May 18, 2022
Article

Monitoring Our Changing Atmosphere for Three Decades

PNNL contributes to 30 years of data on clouds, radiation, and other climate-making factors

ARM 30 years of global data

For over 30 years, PNNL has assisted in building the vision and managing data for Atmospheric Radiation Measurement, a DOE user facility.

(Image: Atmospheric Radiation Measurement [ARM])

On May 16, 1992, in an Oklahoma farm field, two Pacific Northwest National Laboratory (PNNL) engineers set up a borrowed weather instrument. Its first output, just after noon that day, was a 9-byte pulse of atmospheric data.

That first pulse of information started what is now a vast archive of climate-relevant data maintained by Atmospheric Radiation Measurement (ARM), a Department of Energy (DOE) Office of Science user facility. In May 2022, ARM marks 30 years of collecting continuous, comprehensive atmospheric data.

ARM was conceived in the late 1980s to address growing concerns over levels of carbon dioxide, impending climate change, and a lack of observations to inform predictive Earth system models. Of particular concern to DOE was how little quantitative information there was about solar radiation and the influence of clouds on climate.

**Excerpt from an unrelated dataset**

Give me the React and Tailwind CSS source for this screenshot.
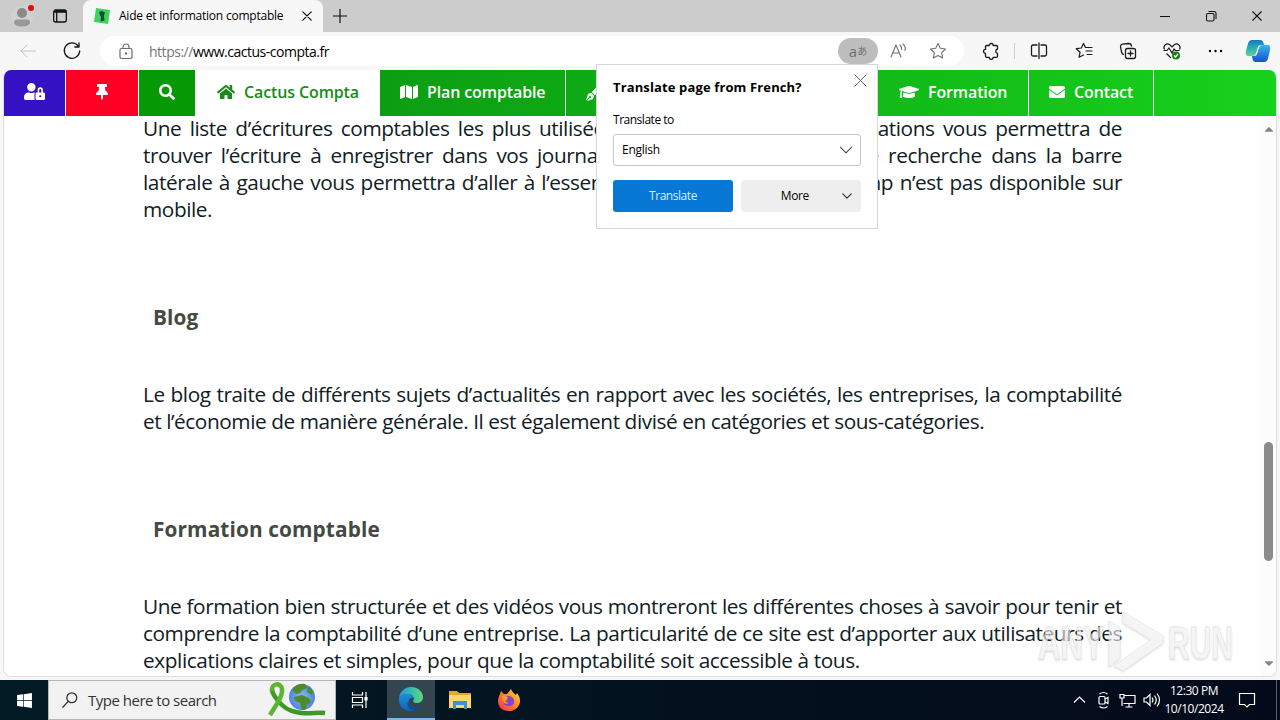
import React from 'react';
import {
  FaUserLock,
  FaThumbtack,
  FaSearch,
  FaHome,
  FaMap,
  FaPenFancy,
  FaGraduationCap,
  FaEnvelope,
  FaCaretUp,
  FaCaretDown,
  FaWindows,
} from 'react-icons/fa';

const Svg = ({ size = 20, sw = 1.1, className = '', children }) => (
  <svg
    width={size}
    height={size}
    viewBox="0 0 20 20"
    fill="none"
    stroke="currentColor"
    strokeWidth={sw}
    strokeLinecap="round"
    strokeLinejoin="round"
    className={`shrink-0 ${className}`}
  >
    {children}
  </svg>
);

const Cross = ({ size, sw, className }) => (
  <Svg size={size} sw={sw} className={className}>
    <path d="M4 4l12 12M16 4L4 16" />
  </Svg>
);

const Chevron = ({ size, sw, className }) => (
  <Svg size={size} sw={sw} className={className}>
    <path d="M3 6.5l7 7 7-7" />
  </Svg>
);

/* ===== Tab strip ===== */
const TabStrip = () => (
  <div className="flex h-8 shrink-0 bg-[#cccccc]">
    <div className="flex w-[83px] rounded-br-md">
      <svg width="40" height="32" viewBox="0 0 40 32" className="ml-1 shrink-0">
        <circle cx="18" cy="17" r="11" fill="#d3d1cf" />
        <circle cx="18" cy="13" r="5" fill="#8c8a88" />
        <path d="M10 22.500c0-2 1-3 3-3h10c2 0 3 1 3 3 0 2.500-4 4-8 4s-8-1.500-8-4z" fill="#9a9896" />
        <circle cx="27" cy="8" r="3" fill="#dd0b10" />
      </svg>
      <svg width="16" height="16" viewBox="0 0 16 16" fill="none" stroke="#111" strokeWidth="1.300" className="mt-2 ml-2">
        <rect x="1.700" y="2" width="12.600" height="12" rx="2" />
        <path d="M2 3.500h12" strokeWidth="2.500" />
        <path d="M4.700 4v10" />
      </svg>
    </div>
    <div className="flex w-[240px] items-center rounded-t-lg bg-[#f7f7f7] pl-[11px]">
      <svg width="16" height="16" viewBox="0 0 16 16" className="shrink-0">
        <path d="M2 0L16 2 14 16 0 14z" fill="#3ed160" />
        <path d="M5 4l3-1 3 1.500-1 3 .5 5-4 1 .5-5-1-1z" fill="#12502a" />
      </svg>
      <span className="ml-[9px] w-[181px] text-[12px] tracking-[-0.220px] whitespace-nowrap text-black">Aide et information comptable</span>
      <Cross size={14} sw={1.6} />
    </div>
    <div className="flex flex-1 items-center rounded-bl-md pl-[10px]">
      <svg width="14" height="14" viewBox="0 0 14 14" stroke="#111" strokeWidth="1.200">
        <path d="M7 0v14M0 7h14" />
      </svg>
    </div>
    <div className="flex w-[126px] items-center">
      <svg width="126" height="32" viewBox="0 0 126 32" fill="none" stroke="#111" strokeWidth="1.100">
        <path d="M6 16.500h10M98.500 11.500l9 9M107.500 11.500l-9 9" />
        <rect x="52.500" y="13.500" width="7.500" height="7.500" rx="1.500" />
        <path d="M54.500 11.500h5.500q2 0 2 2v5.500" />
      </svg>
    </div>
  </div>
);

/* ===== Address bar ===== */
const Toolbar = () => (
  <div className="flex h-[38px] shrink-0 items-center bg-[#f7f7f7]">
    <Svg size={20} sw={1} className="ml-[18px] text-[#c4c4c4]">
      <path d="M17.500 10H3M9 4l-6 6 6 6" />
    </Svg>
    <Svg size={20} sw={1.3} className="ml-[24px] text-[#1a1a1a]">
      <path d="M16.300 5.200A7.700 7.700 0 1 0 17.700 10M17 1.800v4.200h-4.200" />
    </Svg>
    <div className="ml-[18px] flex h-[30px] w-[864px] items-center rounded-full bg-white">
      <svg width="14" height="17" viewBox="0 0 14 17" fill="none" stroke="#6e6e6e" strokeWidth="1.200" className="ml-[19px]">
        <rect x="1" y="5.500" width="12" height="10" rx="1.500" />
        <path d="M4 5.500V4a3 3 0 0 1 6 0v1.500" />
        <circle cx="7" cy="10.500" r=".6" fill="#6e6e6e" />
      </svg>
      <span className="ml-4 text-[14px] tracking-[-0.480px] whitespace-nowrap text-black">
        <span className="text-[#767676]">https://</span>www.cactus-compta.fr
      </span>
      <div className="ml-auto flex h-[26px] w-10 items-center justify-center rounded-full bg-[#bdbdbd] text-[#707070]">
        <span className="text-[15px] leading-none">a</span>
        <span className="font-['Noto_Sans_CJK_JP'] text-[10px] leading-none">あ</span>
      </div>
      <Svg size={20} sw={1.1} className="ml-[10px] text-[#707070]">
        <path d="M3 16L8 4l5 12M4.800 12h6.500M12 4q2 2 1.500 4.500M15 3q3 2.500 2 6.500" />
      </Svg>
      <Svg size={20} sw={1.1} className="mr-4 ml-5 text-[#707070]">
        <path d="M10 2.500l2.300 4.800 5.200.7-3.800 3.700.9 5.300-4.600-2.500L5.400 17l.9-5.300L2.500 8l5.200-.7z" />
      </Svg>
    </div>
    <div className="flex flex-1 items-center text-[#1a1a1a]">
      <Svg size={20} sw={1.3} className="ml-[17px]">
        <path d="M5.500 4.500h2.700a2 2 0 0 1 4 0H15.500q1 0 1 1V8a2.200 2.200 0 0 0 0 4.300v3q0 1-1 1h-3.300a2 2 0 0 1-4 0H5.500q-1 0-1-1v-3a2 2 0 0 1 0-4V5.500q0-1 1-1z" />
      </Svg>
      <div className="ml-[13px] h-4 w-px bg-[#cfcfcf]" />
      <Svg size={20} sw={1.3} className="ml-[14px]">
        <path d="M8 4H4Q2.500 4 2.500 5.500v8Q2.500 15 4 15h4M12 4h4q1.500 0 1.500 1.500v8q0 1.500-1.500 1.500h-4M10 2v15.500" />
      </Svg>
      <Svg size={20} sw={1.2} className="ml-[25px]">
        <path d="M12.500 6.500h-1L9.500 2.500 7.300 7l-5 .7 3.700 3.600-.9 5L9.500 14M13 6.500h5M12 10h6M13 13.500h5" />
      </Svg>
      <Svg size={20} sw={1.3} className="ml-[24px]">
        <rect x="7.500" y="7.500" width="10" height="10" rx="2" />
        <path d="M12.500 10v5M10 12.500h5M5.500 13.500q-1.500-.5-2-2.500L2.500 5.500q0-2 2-2.300L11 2.500q2 0 2.500 2.500" />
      </Svg>
      <svg width="20" height="20" viewBox="0 0 20 20" fill="none" stroke="#1a1a1a" strokeWidth="1.200" className="ml-[24px]">
        <path d="M2.500 8.500C.5 5 4.500 1.500 7.500 3.500L10 6l2.500-2.500c3-2 7 1.500 5 5M4.500 12.500l4.500 4.500M1.500 9.500H5l2-2.500 3 5 2-4 1.500 1.500h4" />
        <circle cx="14" cy="14.500" r="4" fill="#168019" stroke="none" />
        <path d="M12 14.500l1.500 1.500 2.500-3" stroke="#fff" />
      </svg>
      <svg width="16" height="4" viewBox="0 0 16 4" className="ml-[26px]">
        <circle cx="2" cy="2" r="1.200" />
        <circle cx="7.500" cy="2" r="1.200" />
        <circle cx="13" cy="2" r="1.200" />
      </svg>
      <svg width="26" height="26" viewBox="0 0 26 26" className="ml-[21px]">
        <defs>
          <linearGradient id="cpa" x1="0" y1="0" x2="0" y2="1">
            <stop offset="0" stopColor="#1676c4" />
            <stop offset=".5" stopColor="#26b0b6" />
            <stop offset="1" stopColor="#68d19b" />
          </linearGradient>
          <linearGradient id="cpb" x1="0" y1="0" x2="0" y2="1">
            <stop offset="0" stopColor="#3bb4f5" />
            <stop offset="1" stopColor="#1550c5" />
          </linearGradient>
        </defs>
        <path d="M7 2h8c2 0 3 1 3.500 3l.5 2h-3c-2 0-3 1-3.500 3l-1.500 5c-.6 2-1.500 3-4 3H4c-3 0-3.700-2-3-5L3 5.500C3.600 3.500 5 2 7 2z" fill="url(#cpa)" />
        <path d="M19 24h-8c-2 0-3-1-3.500-3L7 18h2c2 0 3-1 3.500-3L14 10c.6-2 1.500-3 4-3h4c3 0 3.700 2 3 5l-2 8.500c-.6 2-2 3.500-4 3.500z" fill="url(#cpb)" />
      </svg>
    </div>
  </div>
);

/* ===== Site navigation ===== */
const SiteNav = () => (
  <nav className="flex h-[46px] w-full shrink-0 text-[16px] font-semibold tracking-[-0.120px] text-white">
    <div className="flex w-[62px] items-center justify-center border-r border-white bg-[#3412c3] pb-[3px]">
      <FaUserLock size={21} />
    </div>
    <div className="flex w-[73px] items-center justify-center border-r border-white bg-[#ff0025] pb-[3px]">
      <FaThumbtack size={16} />
    </div>
    <div className="flex w-[56px] items-center justify-center bg-[#059905] pb-[3px]">
      <FaSearch size={16} />
    </div>
    <div className="flex w-[185px] items-center bg-white pb-0.5 pl-[22px] text-[#188c18]">
      <FaHome size={18} />
      <span className="ml-[9px] whitespace-nowrap">Cactus Compta</span>
    </div>
    <div className="flex flex-1 bg-linear-to-r from-[#0c9e12] to-[#17d11c]">
      <div className="flex w-[186px] items-center border-r border-white pb-0.5 pl-5">
        <FaMap size={18} />
        <span className="ml-[9px] whitespace-nowrap">Plan comptable</span>
      </div>
      <div className="flex w-[313px] items-center pl-[20px]">
        <FaPenFancy size={16} />
      </div>
      <div className="flex w-[150px] items-center border-r border-white pb-0.5 pl-5">
        <FaGraduationCap size={20} />
        <span className="ml-[9px] whitespace-nowrap">Formation</span>
      </div>
      <div className="flex w-[125px] items-center border-r border-white pb-0.5 pl-5">
        <FaEnvelope size={16} />
        <span className="ml-[9px] whitespace-nowrap">Contact</span>
      </div>
    </div>
  </nav>
);

/* ===== Article ===== */
const Line = ({ children }) => (
  <span className="block whitespace-nowrap [text-align-last:justify]">{children}</span>
);

// lines that run behind the translate bubble are anchored at both margins
const SplitLine = ({ left, right }) => (
  <span className="flex justify-between whitespace-nowrap">
    {left}
    {right}
  </span>
);

const Article = () => (
  <article className="ml-[139px] w-[979px] text-[20.8px] leading-[27px] tracking-[-0.435px] text-[#10201f]">
    <p className="-mt-px">
      <SplitLine
        left={<span className="[word-spacing:3.400px]">Une liste d’écritures comptables les plus utilisées</span>}
        right={<span className="[word-spacing:3.500px]">opérations vous permettra de</span>}
      />
      <SplitLine
        left={<span className="[word-spacing:4.200px]">trouver l’écriture à enregistrer dans vos journaux</span>}
        right={<span className="[word-spacing:4.500px]">de recherche dans la barre</span>}
      />
      <SplitLine
        left={<span className="[word-spacing:1.500px]">latérale à gauche vous permettra d’aller à l’essentiel</span>}
        right={<span className="[word-spacing:1.700px]">champ n’est pas disponible sur</span>}
      />
      <span className="block">mobile.</span>
    </p>
    <h2 className="mt-[81px] ml-[10px] font-bold tracking-[0.120px] text-[#444941]">Blog</h2>
    <p className="mt-[50px]">
      <Line>Le blog traite de différents sujets d’actualités en rapport avec les sociétés, les entreprises, la comptabilité</Line>
      <span className="block whitespace-nowrap">et l’économie de manière générale. Il est également divisé en catégories et sous-catégories.</span>
    </p>
    <h2 className="mt-[81px] ml-[10px] font-bold tracking-[0.120px] text-[#444941]">Formation comptable</h2>
    <p className="mt-[50px]">
      <Line>Une formation bien structurée et des vidéos vous montreront les différentes choses à savoir pour tenir et</Line>
      <Line>comprendre la comptabilité d’une entreprise. La particularité de ce site est d’apporter aux utilisateurs des</Line>
      <span className="block tracking-[-0.400px] whitespace-nowrap">explications claires et simples, pour que la comptabilité soit accessible à tous.</span>
    </p>
  </article>
);

const Scrollbar = () => (
  <div className="flex w-[15px] flex-col items-center bg-[#fcfcfc] py-[6px] text-[#858585]">
    <FaCaretUp size={14} />
    <div className="mt-[306px] h-[119px] w-[9px] rounded-full bg-[#8b8b8b]" />
    <FaCaretDown size={14} className="mt-auto" />
  </div>
);

/* ===== Translate bubble ===== */
const TranslateBubble = () => (
  <div className="absolute top-[64px] left-[596px] flex h-[165px] w-[282px] flex-col border border-[#d8d8d8] bg-white px-4 text-[12px] text-black">
    <div className="mt-[14px] flex h-[18px] items-center justify-between">
      <span className="text-[13px] font-bold tracking-[0.130px] whitespace-nowrap">Translate page from French?</span>
      <Cross size={19} sw={1} className="-mt-4 -mr-[9px] text-[#555]" />
    </div>
    <span className="mt-[14px] leading-[18px] tracking-[-0.480px]">Translate to</span>
    <div className="mt-[5px] flex h-8 items-center justify-between rounded-[3px] border border-[#c6c6c6] pr-[6px] pl-2">
      <span className="tracking-[-0.250px]">English</span>
      <Chevron size={16} sw={1.3} className="text-[#444]" />
    </div>
    <div className="mt-[14px] flex gap-2">
      <div className="flex h-8 w-[120px] items-center justify-center rounded-[3px] bg-[#0878d7] tracking-[-0.450px] text-[#d9edff]">Translate</div>
      <div className="flex h-8 w-[120px] items-center justify-end rounded-[3px] bg-[#eeeeee] pr-2">
        <span className="mr-8 tracking-[-0.350px]">More</span>
        <Chevron size={12} sw={2} className="text-[#333]" />
      </div>
    </div>
  </div>
);

/* ===== Recorder watermark ===== */
const Watermark = () => (
  <svg
    width="204"
    height="72"
    viewBox="0 0 204 72"
    className="absolute top-[604px] left-[1034px] drop-shadow-[0_1px_1px_rgba(0,0,0,0.18)]"
  >
    <g fill="#ffffff" fillOpacity=".6" stroke="#dcdcdc" strokeOpacity=".7" strokeWidth=".8">
      <text x="4" y="55" fontSize="46" fontWeight="700" fontFamily="Liberation Sans" textLength="66" lengthAdjust="spacingAndGlyphs">ANY</text>
      <path d="M89 8l40 24v7L89 67l-9-5 37-26-28-17z" />
      <path d="M75 17l11 7v30l-11 9z" />
      <text x="134" y="55" fontSize="46" fontWeight="700" fontFamily="Liberation Sans" textLength="65" lengthAdjust="spacingAndGlyphs">RUN</text>
    </g>
  </svg>
);

/* ===== Taskbar ===== */
const Doodle = () => (
  <svg width="64" height="38" viewBox="0 0 64 38" className="ml-auto mr-[6px]">
    <defs>
      <radialGradient id="globe">
        <stop offset="0" stopColor="#7fc0f2" />
        <stop offset="1" stopColor="#4f83da" />
      </radialGradient>
    </defs>
    <path
      d="M7 8c0 5 5 11 10 16 6 6 13 7 20 8 8 1 15-1 23 0"
      fill="none"
      stroke="#3c9a22"
      strokeWidth="4.500"
    />
    <path
      d="M7 10C6 2 16 1 17 8c1 7-4 13-7 18l-5 8"
      fill="none"
      stroke="#5cb531"
      strokeWidth="4.500"
    />
    <circle cx="37" cy="16" r="13" fill="url(#globe)" />
    <path d="M27 9c3-5 8-7 13-6l2 4-5 2-2 3-4 1zM29 16l8-2 7 3 2 4-4 3-2 5h-3l-2-7-5-2zM43 5l5 5-1 4-5-3z" fill="#4f8a2d" />
  </svg>
);

const Edge = () => (
  <svg width="26" height="26" viewBox="0 0 26 26">
    <defs>
      <linearGradient id="edgeTop" x1="0" x2="1">
        <stop offset="0" stopColor="#1d9be0" />
        <stop offset="1" stopColor="#5bd879" />
      </linearGradient>
      <linearGradient id="edgeLow" x1="0" y1="0" x2="0" y2="1">
        <stop offset="0" stopColor="#1a8fdc" />
        <stop offset="1" stopColor="#1261b3" />
      </linearGradient>
    </defs>
    <path d="M1 12C2 5 7 1 13 1c8 0 12 6 12 10 0 4-3 6-6 6-4 0-4-1.500-3.500-2.500C17 11 14 8 10 8c-4 0-7 1.500-9 4z" fill="url(#edgeTop)" />
    <path d="M1 12c2-3 5-4 8-4 4 0 6 2 6.500 4-3-1-5 1-5 4 0 4 4 7 12 4-2 3-6 5-10 5C5 25 0 19 1 12z" fill="url(#edgeLow)" />
    <path d="M10.500 16c0 4 4 7 12 4-2 2.500-4 4-7 4.500C10 23 8 17 10.500 16z" fill="#114a91" />
  </svg>
);

const Firefox = () => (
  <svg width="24" height="24" viewBox="0 0 24 24">
    <defs>
      <linearGradient id="ff" x1="1" y1="0" x2="0" y2="1">
        <stop offset="0" stopColor="#ffe34a" />
        <stop offset=".45" stopColor="#ff8a1d" />
        <stop offset="1" stopColor="#f42a56" />
      </linearGradient>
    </defs>
    <path d="M3 6l1-3 3 3 3 0 4-5c1 3 3 4 5 6l1-2c3 4 4 8 2 12-2 4-6 6-10 6C5 23 1 19 1 13c0-3 1-5 2-7z" fill="url(#ff)" />
    <path d="M8 9c3-2 8-1 9 3s-2 6-5 6-6-2-6-5l3 0 2-2z" fill="#8043c9" />
    <path d="M5 8c3-1 5 0 6 2l-3 2c0 2 2 3 4 3-3 2-7 0-7-7z" fill="#ff9a23" />
  </svg>
);

const Taskbar = () => (
  <div className="flex h-10 shrink-0 items-center bg-[#04121d] bg-linear-to-r from-[#021a24] to-[#040a1a] text-white">
    <div className="flex w-12 justify-center">
      <FaWindows size={17} />
    </div>
    <div className="flex h-10 w-[288px] items-center border border-[#b5b5b5] bg-[#f2f2f2] text-[#333]">
      <Svg size={18} sw={1.4} className="ml-[12px]">
        <circle cx="12" cy="7.500" r="5.500" />
        <path d="M8 11.500l-6 6.500" />
      </Svg>
      <span className="ml-[9px] text-[15px] tracking-[-0.500px] whitespace-nowrap">Type here to search</span>
      <Doodle />
    </div>
    <div className="flex w-[51px] justify-center pr-[3px]">
      <svg width="18" height="18" viewBox="0 0 18 18" fill="none" stroke="#fff" strokeWidth="1.200">
        <path d="M1.500 1v3h10V1M1.500 17v-3h10v3M1.500 6.500h10v5h-10zM15 1v16" />
        <path d="M14 6.500h2v2.500h-2z" fill="#fff" />
      </svg>
    </div>
    <div className="flex h-10 w-12 items-center justify-center border-b-2 border-[#76b9ed] bg-[#33454f]">
      <Edge />
    </div>
    <div className="flex w-[49px] justify-center">
      <svg width="22" height="20" viewBox="0 0 22 20">
        <path d="M0 1h8l2 2h12v15H0z" fill="#e9a823" />
        <path d="M0 5h22v13H0z" fill="#ffd869" />
        <path d="M4 11h14v8h-3v-4H7v4H4z" fill="#3795d4" />
      </svg>
    </div>
    <div className="flex w-[49px] justify-center">
      <Firefox />
    </div>
    <div className="ml-auto flex items-center">
      <svg width="92" height="20" viewBox="0 0 92 20" fill="none" stroke="#fff" strokeWidth="1.200">
        <path d="M2 12.500l5.500-5.500 5.500 5.500" />
        <rect x="27" y="6.500" width="6" height="7.500" rx="1" />
        <path d="M33 9l3-1.500v6L33 12M27.500 4q4-3 8 0M27.500 16.500q4 3 8 0" />
        <path d="M52 5.500h11v8H51.500M48 4.500h4v3.500h-4zM50 8v8M57 14v3M53.500 17h7" />
        <path d="M72 8h2.500L78 4.500v11L74.500 12H72zM80 7.500q2 2.500 0 5M82.500 5.500q3.500 4.500 0 9M85 3.500q5 6.500 0 13" />
      </svg>
      <div className="-ml-0.5 flex w-[64px] flex-col items-center text-[12px] leading-[18px] tracking-[-0.450px] whitespace-nowrap">
        <span>12:30 PM</span>
        <span>10/10/2024</span>
      </div>
      <svg width="18" height="18" viewBox="0 0 18 18" fill="none" stroke="#fff" strokeWidth="1.200" className="ml-3">
        <path d="M1.500 2.500h15v11h-5L9 16l-2.500-2.500h-5z" />
      </svg>
      <div className="ml-5 h-10 w-px bg-[#56606c]" />
      <div className="w-[3px]" />
    </div>
  </div>
);

const App = () => (
  <div className="relative flex h-[720px] w-[1280px] flex-col overflow-hidden bg-[#f7f7f7] font-['Open_Sans',sans-serif]">
    <TabStrip />
    <Toolbar />
    <div className="mx-[3px] mb-[3px] flex min-h-0 flex-1 flex-col overflow-hidden rounded-lg border border-t-0 border-[#dedede] bg-white">
      <SiteNav />
      <div className="flex min-h-0 flex-1 justify-between overflow-hidden">
        <Article />
        <Scrollbar />
      </div>
    </div>
    <Taskbar />
    <TranslateBubble />
    <Watermark />
  </div>
);

export default App;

Since 1992, beginning in that farm field, ARM has grown to three fixed and three mobile atmospheric observatories deployed in the world’s climate-critical regions. To date, ARM instruments have collected data from every continent and every ocean.

Today, ARM has carefully archived 3.3 petabytes of data on temperature, humidity, wind speed, solar radiation, and other atmospheric factors that drive weather and climate. That’s enough data to fill 50,000 smartphones at 64 gigabytes apiece. And it’s all freely available to researchers worldwide.

Three decades of partnership

ARM Gulfstream aircraft
For almost a decade, the Gulfstream-159 (G-1) research aircraft served as the core of ARM’s aerial research, managed by PNNL as part of the ARM Aerial Facility. (Photo courtesy of Jason Tomlinson | Pacific Northwest National Laboratory)

The ARM user facility owes much of its strong beginning to PNNL, one of nine national labs in the ARM family.

From its earliest days onward, ARM has depended heavily on PNNL people, projects, and data expertise.

PNNL astrophysicist Gerry Stokes led ARM science planning and later became the user facility’s first chief scientist. PNNL meteorologist Ted Cress was ARM’s first technical director. The lab’s Jeff Griffin started ARM’s Instrument Development Program in 1992. It was a vital part of an organization tasked with hardening laboratory instruments to run autonomously in harsh environments.

For giving ARM a good start, Stokes credits PNNL’s pioneering DOE work in monitoring residential energy usage, which in the 1980s involved thousands of households in the Pacific Northwest. The project (“the start of the smart grid,” he says) was a trial by fire in collecting, managing, and analyzing large amounts of continuous data.

With that boost from PNNL, by 1992 “we put a structure in place at ARM that did not choke on the data,” says Stokes.

From then on, ARM-PNNL ties remained strong. In 2006, when ARM combined all its aerial research at PNNL into one operation, PNNL was awarded the competitive contract.

Today, PNNL is home base to Jim Mather, ARM Technical Director, and Jennifer Comstock, ARM Engineering and Process Manager.

PNNL also hosts ARM’s radar engineering group under the direction of Iosif "Andrei" Lindenmaier, the radar and instrument calibration operation, the 16-year-old Aerial Facility (AAF) managed by Beat Schmid, and the ARM communications team.

Fan Mei, AAF director of science, is at PNNL. So is Chitra Sivaraman, the lab’s Data Integration team leader. Part of Sivaraman’s role is to oversee development of the value-added products that enhance the utility of ARM data.

PNNL’s contributions to the user facility and its projects worldwide are part of a yearlong series on ARM data turning 30.